Kings are justly called gods; for they exercise a manner of resemblance of divine power upon earth. For if you will consider the attributes of God, you shall see how they agree in the person of a king. God hath power to create or destroy, make or unmake at His pleasure, to give life or send death, to judge all and to be accountable to none. And the like power have kings. They make and unmake their subjects; they have power of raising up or casting down; of life and death; judges over all their subjects and in all cases, yet accountable to none but God. [Kate Aughterson, _The English Renaissance: An Anthology of Sources and Documents_, (London: Routledge, 1998), 121.]​
Charles I voiced similar sentiments.


----------



## jandrusk (Nov 5, 2013)

One Little Nail said:


> davdavis said:
> 
> 
> > He had a strong and living faith. as a judge in Ireland he once informed the assembled Catholics that the only miracle of Rome was that so many Celibate priests could have so many children.​
> ...


 Can't stop laughing.


----------



## MW (Nov 5, 2013)

davdavis said:


> Would you consider Waging war against your own subjects and murdering them by the thousands act of lawful authority?

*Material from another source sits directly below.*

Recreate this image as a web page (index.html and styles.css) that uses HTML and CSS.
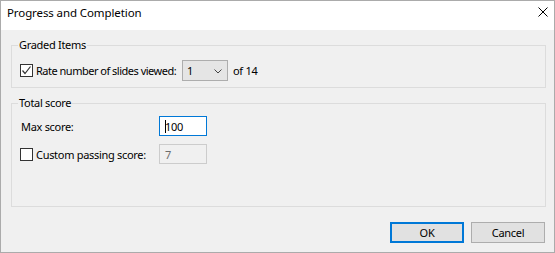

Parliament, acting as a lesser magistrate brought Charles to account for his Crimes.



Even were I to concede the facts assumed by your line of questioning, it does not detract from the original point that it is questionable to call a man a "Puritan hero" when he acted contrary to the sentiments of the "Puritans."

The facts are these: the king was never legally called to account for his crimes and the Parliament had been unconstitutionally purged. The king's ministers of state were those responsible for the king's actions. The law required their impeachment.



davdavis said:


> Frankly wonders in what sense the Stuarts were "Christian Monarchs".



George Gillespie: "And this which I say may be seen in the general Confession of Faith, sworn and subscribed by his Majesty’s father, of everlasting memory, anno 1580, and by the several parochines [parishes] in the land, at his Majesty’s strait command; which also was renewed and sworn again, anno 1596, by the General Assembly, by provincial assemblies, by presbyteries and particular parish churches."



davdavis said:


> I believe few would argue that the Protectorate was a step down from the Stuarts.



Its short life testifies otherwise.



davdavis said:


> (ps, I know this refers to Charles ii not I principal is the same)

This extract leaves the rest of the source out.